Repeat the listing that follows, character for character, minus the pictures.
------ DATASET EXCERPT
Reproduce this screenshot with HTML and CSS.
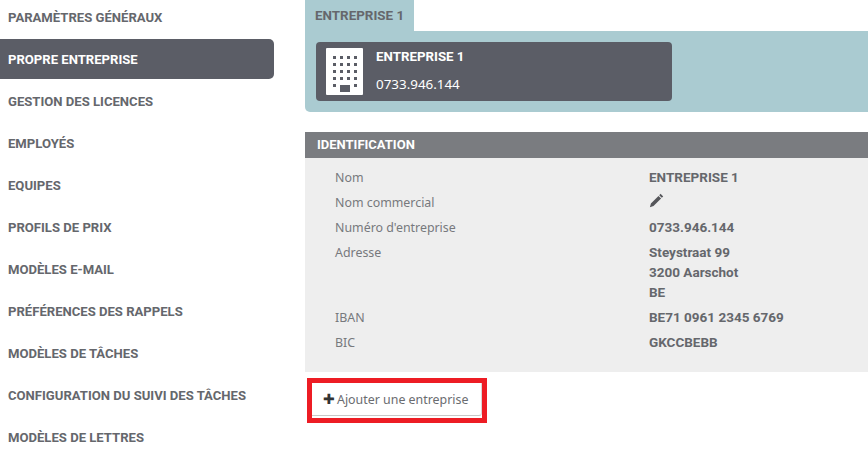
FILE: index.html
```html
<!DOCTYPE html>
<html lang="fr">
<head>
    <meta charset="UTF-8">
    <meta name="viewport" content="width=device-width, initial-scale=1.0">
    <title>Propre entreprise</title>
    <link rel="stylesheet" href="styles.css">
</head>
<body>
    <nav class="sidebar">
        <a class="nav-item">PARAMÈTRES GÉNÉRAUX</a>
        <a class="nav-item active">PROPRE ENTREPRISE</a>
        <a class="nav-item">GESTION DES LICENCES</a>
        <a class="nav-item">EMPLOYÉS</a>
        <a class="nav-item">EQUIPES</a>
        <a class="nav-item">PROFILS DE PRIX</a>
        <a class="nav-item">MODÈLES E-MAIL</a>
        <a class="nav-item">PRÉFÉRENCES DES RAPPELS</a>
        <a class="nav-item">MODÈLES DE TÂCHES</a>
        <a class="nav-item">CONFIGURATION DU SUIVI DES TÂCHES</a>
        <a class="nav-item">MODÈLES DE LETTRES</a>
    </nav>

    <main class="content">
        <div class="tab">ENTREPRISE 1</div>
        <div class="tab-panel">
            <div class="company-card">
                <svg class="building" width="37" height="47" viewBox="0 0 37 47">
                    <rect width="37" height="47" rx="1" fill="#fff"/>
                    <g fill="#5b5d66">
                        <rect x="7" y="8" width="3" height="3"/><rect x="14" y="8" width="3" height="3"/><rect x="21" y="8" width="3" height="3"/><rect x="28" y="8" width="3" height="3"/>
                        <rect x="7" y="15" width="3" height="3"/><rect x="14" y="15" width="3" height="3"/><rect x="21" y="15" width="3" height="3"/><rect x="28" y="15" width="3" height="3"/>
                        <rect x="7" y="22" width="3" height="3"/><rect x="14" y="22" width="3" height="3"/><rect x="21" y="22" width="3" height="3"/><rect x="28" y="22" width="3" height="3"/>
                        <rect x="7" y="29" width="3" height="3"/><rect x="14" y="29" width="3" height="3"/><rect x="21" y="29" width="3" height="3"/><rect x="28" y="29" width="3" height="3"/>
                        <rect x="7" y="36" width="3" height="3"/><rect x="28" y="36" width="3" height="3"/>
                        <rect x="14" y="37" width="10" height="7"/>
                    </g>
                </svg>
                <div class="company-text">
                    <div class="company-name">ENTREPRISE 1</div>
                    <div class="company-number">0733.946.144</div>
                </div>
            </div>
        </div>

        <section class="identification">
            <h3 class="section-title">IDENTIFICATION</h3>
            <div class="section-body">
                <div class="row"><span class="label">Nom</span><span class="value">ENTREPRISE 1</span></div>
                <div class="row">
                    <span class="label">Nom commercial</span>
                    <span class="value">
                        <svg class="pencil" width="15" height="15" viewBox="0 0 15 15">
                            <path d="M11.6 0.8l2.6 2.6-1.4 1.4-2.6-2.6zM9.5 2.9l2.6 2.6-7.6 7.6-3.6 1.1 1-3.7z" fill="#55565a"/>
                        </svg>
                    </span>
                </div>
                <div class="row"><span class="label">Numéro d'entreprise</span><span class="value">0733.946.144</span></div>
                <div class="row address">
                    <span class="label">Adresse</span>
                    <span class="value">Steystraat 99<br>3200 Aarschot<br>BE</span>
                </div>
                <div class="row"><span class="label">IBAN</span><span class="value">BE71 0961 2345 6769</span></div>
                <div class="row"><span class="label">BIC</span><span class="value">GKCCBEBB</span></div>
            </div>
        </section>

        <div class="highlight">
            <button class="add-btn"><span class="plus">✚</span>Ajouter une entreprise</button>
        </div>
    </main>
</body>
</html>
```

FILE: styles.css
```css
html, body {
    height: 100%;
}
body {
    margin: 0;
    display: flex;
    overflow: hidden;
    background: #fff;
    font-family: "Noto Sans", Roboto, sans-serif;
    font-size: 12.4px;
    color: #6a6c70;
}
.sidebar {
    width: 274px;
    flex-shrink: 0;
    display: flex;
    flex-direction: column;
    gap: 2px;
}
.nav-item {
    display: block;
    flex-shrink: 0;
    height: 40px;
    line-height: 41px;
    padding-left: 8px;
    font-family: Roboto, sans-serif;
    font-size: 13.1px;
    font-weight: 700;
    color: #65676c;
}
.nav-item:first-child {
    height: 37px;
    line-height: 35px;
}
.nav-item.active {
    background: #5b5d66;
    color: #fff;
    border-radius: 0 5px 5px 0;
}
.content {
    width: 563px;
    flex-shrink: 0;
    margin-left: 31px;
}
.tab {
    width: 109px;
    height: 31px;
    box-sizing: border-box;
    padding-left: 10px;
    line-height: 32px;
    background: #aacbd1;
    font-family: Roboto, sans-serif;
    font-weight: 700;
    font-size: 13.4px;
    color: #65676c;
}
.tab-panel {
    height: 81px;
    box-sizing: border-box;
    padding: 11px;
    background: #aacbd1;
    border-radius: 0 0 0 5px;
}
.company-card {
    width: 356px;
    height: 59px;
    box-sizing: border-box;
    padding: 6px 10px;
    display: flex;
    gap: 13px;
    background: #5b5d66;
    border-radius: 4px;
    color: #fff;
}
.company-text {
    display: flex;
    flex-direction: column;
    gap: 11px;
    padding-top: 1px;
}
.company-name {
    font-family: Roboto, sans-serif;
    font-size: 13.3px;
    font-weight: 700;
    line-height: 16px;
}
.company-number {
    font-size: 13.4px;
    line-height: 16px;
}
.identification {
    margin-top: 20px;
}
.section-title {
    margin: 0;
    height: 26px;
    line-height: 26px;
    padding-left: 12px;
    background: #7a7c80;
    color: #fff;
    font-family: Roboto, sans-serif;
    font-size: 13px;
    font-weight: 700;
}
.section-body {
    height: 214px;
    box-sizing: border-box;
    padding-top: 7px;
    background: #eeeeee;
}
.row {
    display: flex;
    min-height: 25px;
    line-height: 25px;
}
.label {
    width: 314px;
    margin-left: 30px;
    flex-shrink: 0;
    color: #77797d;
}
.value {
    font-family: Roboto, sans-serif;
    font-weight: 700;
    font-size: 13.5px;
    color: #65676c;
}
.address {
    height: 65px;
}
.address .value {
    line-height: 20px;
    padding-top: 2px;
}
.pencil {
    vertical-align: -1px;
}
.highlight {
    width: 180px;
    height: 45px;
    box-sizing: border-box;
    margin: 6px 0 0 2px;
    border: 5px solid #ed1c24;
}
.add-btn {
    display: block;
    width: 170px;
    height: 33px;
    padding: 0 0 0 11px;
    text-align: left;
    background: #fff;
    border: none;
    border-bottom: 1px solid #c8c8c8;
    border-right: 1px solid #d8d8d8;
    border-radius: 0 0 3px 0;
    font-family: "Noto Sans", Roboto, sans-serif;
    font-size: 12.4px;
    color: #6a6c70;
}
.plus {
    margin-right: 2px;
    color: #333;
    font-size: 13.5px;
}
```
------------
EXERCISE RESULT:
Reproduce this screenshot with HTML and CSS.
FILE: index.html
```html
<!DOCTYPE html>
<html lang="fr">
<head>
    <meta charset="UTF-8">
    <meta name="viewport" content="width=device-width, initial-scale=1.0">
    <title>Propre entreprise</title>
    <link rel="stylesheet" href="styles.css">
</head>
<body>
    <nav class="sidebar">
        <a class="nav-item">PARAMÈTRES GÉNÉRAUX</a>
        <a class="nav-item active">PROPRE ENTREPRISE</a>
        <a class="nav-item">GESTION DES LICENCES</a>
        <a class="nav-item">EMPLOYÉS</a>
        <a class="nav-item">EQUIPES</a>
        <a class="nav-item">PROFILS DE PRIX</a>
        <a class="nav-item">MODÈLES E-MAIL</a>
        <a class="nav-item">PRÉFÉRENCES DES RAPPELS</a>
        <a class="nav-item">MODÈLES DE TÂCHES</a>
        <a class="nav-item">CONFIGURATION DU SUIVI DES TÂCHES</a>
        <a class="nav-item">MODÈLES DE LETTRES</a>
    </nav>

    <main class="content">
        <div class="tab">ENTREPRISE 1</div>
        <div class="tab-panel">
            <div class="company-card">
                <svg class="building" width="37" height="47" viewBox="0 0 37 47">
                    <rect width="37" height="47" rx="1" fill="#fff"/>
                    <g fill="#5b5d66">
                        <rect x="7" y="8" width="3" height="3"/><rect x="14" y="8" width="3" height="3"/><rect x="21" y="8" width="3" height="3"/><rect x="28" y="8" width="3" height="3"/>
                        <rect x="7" y="15" width="3" height="3"/><rect x="14" y="15" width="3" height="3"/><rect x="21" y="15" width="3" height="3"/><rect x="28" y="15" width="3" height="3"/>
                        <rect x="7" y="22" width="3" height="3"/><rect x="14" y="22" width="3" height="3"/><rect x="21" y="22" width="3" height="3"/><rect x="28" y="22" width="3" height="3"/>
                        <rect x="7" y="29" width="3" height="3"/><rect x="14" y="29" width="3" height="3"/><rect x="21" y="29" width="3" height="3"/><rect x="28" y="29" width="3" height="3"/>
                        <rect x="7" y="36" width="3" height="3"/><rect x="28" y="36" width="3" height="3"/>
                        <rect x="14" y="37" width="10" height="7"/>
                    </g>
                </svg>
                <div class="company-text">
                    <div class="company-name">ENTREPRISE 1</div>
                    <div class="company-number">0733.946.144</div>
                </div>
            </div>
        </div>

        <section class="identification">
            <h3 class="section-title">IDENTIFICATION</h3>
            <div class="section-body">
                <div class="row"><span class="label">Nom</span><span class="value">ENTREPRISE 1</span></div>
                <div class="row">
                    <span class="label">Nom commercial</span>
                    <span class="value">
                        <svg class="pencil" width="15" height="15" viewBox="0 0 15 15">
                            <path d="M11.6 0.8l2.6 2.6-1.4 1.4-2.6-2.6zM9.5 2.9l2.6 2.6-7.6 7.6-3.6 1.1 1-3.7z" fill="#55565a"/>
                        </svg>
                    </span>
                </div>
                <div class="row"><span class="label">Numéro d'entreprise</span><span class="value">0733.946.144</span></div>
                <div class="row address">
                    <span class="label">Adresse</span>
                    <span class="value">Steystraat 99<br>3200 Aarschot<br>BE</span>
                </div>
                <div class="row"><span class="label">IBAN</span><span class="value">BE71 0961 2345 6769</span></div>
                <div class="row"><span class="label">BIC</span><span class="value">GKCCBEBB</span></div>
            </div>
        </section>

        <div class="highlight">
            <button class="add-btn"><span class="plus">✚</span>Ajouter une entreprise</button>
        </div>
    </main>
</body>
</html>
```

FILE: styles.css
```css
html, body {
    height: 100%;
}
body {
    margin: 0;
    display: flex;
    overflow: hidden;
    background: #fff;
    font-family: "Noto Sans", Roboto, sans-serif;
    font-size: 12.4px;
    color: #6a6c70;
}
.sidebar {
    width: 274px;
    flex-shrink: 0;
    display: flex;
    flex-direction: column;
    gap: 2px;
}
.nav-item {
    display: block;
    flex-shrink: 0;
    height: 40px;
    line-height: 41px;
    padding-left: 8px;
    font-family: Roboto, sans-serif;
    font-size: 13.1px;
    font-weight: 700;
    color: #65676c;
}
.nav-item:first-child {
    height: 37px;
    line-height: 35px;
}
.nav-item.active {
    background: #5b5d66;
    color: #fff;
    border-radius: 0 5px 5px 0;
}
.content {
    width: 563px;
    flex-shrink: 0;
    margin-left: 31px;
}
.tab {
    width: 109px;
    height: 31px;
    box-sizing: border-box;
    padding-left: 10px;
    line-height: 32px;
    background: #aacbd1;
    font-family: Roboto, sans-serif;
    font-weight: 700;
    font-size: 13.4px;
    color: #65676c;
}
.tab-panel {
    height: 81px;
    box-sizing: border-box;
    padding: 11px;
    background: #aacbd1;
    border-radius: 0 0 0 5px;
}
.company-card {
    width: 356px;
    height: 59px;
    box-sizing: border-box;
    padding: 6px 10px;
    display: flex;
    gap: 13px;
    background: #5b5d66;
    border-radius: 4px;
    color: #fff;
}
.company-text {
    display: flex;
    flex-direction: column;
    gap: 11px;
    padding-top: 1px;
}
.company-name {
    font-family: Roboto, sans-serif;
    font-size: 13.3px;
    font-weight: 700;
    line-height: 16px;
}
.company-number {
    font-size: 13.4px;
    line-height: 16px;
}
.identification {
    margin-top: 20px;
}
.section-title {
    margin: 0;
    height: 26px;
    line-height: 26px;
    padding-left: 12px;
    background: #7a7c80;
    color: #fff;
    font-family: Roboto, sans-serif;
    font-size: 13px;
    font-weight: 700;
}
.section-body {
    height: 214px;
    box-sizing: border-box;
    padding-top: 7px;
    background: #eeeeee;
}
.row {
    display: flex;
    min-height: 25px;
    line-height: 25px;
}
.label {
    width: 314px;
    margin-left: 30px;
    flex-shrink: 0;
    color: #77797d;
}
.value {
    font-family: Roboto, sans-serif;
    font-weight: 700;
    font-size: 13.5px;
    color: #65676c;
}
.address {
    height: 65px;
}
.address .value {
    line-height: 20px;
    padding-top: 2px;
}
.pencil {
    vertical-align: -1px;
}
.highlight {
    width: 180px;
    height: 45px;
    box-sizing: border-box;
    margin: 6px 0 0 2px;
    border: 5px solid #ed1c24;
}
.add-btn {
    display: block;
    width: 170px;
    height: 33px;
    padding: 0 0 0 11px;
    text-align: left;
    background: #fff;
    border: none;
    border-bottom: 1px solid #c8c8c8;
    border-right: 1px solid #d8d8d8;
    border-radius: 0 0 3px 0;
    font-family: "Noto Sans", Roboto, sans-serif;
    font-size: 12.4px;
    color: #6a6c70;
}
.plus {
    margin-right: 2px;
    color: #333;
    font-size: 13.5px;
}
```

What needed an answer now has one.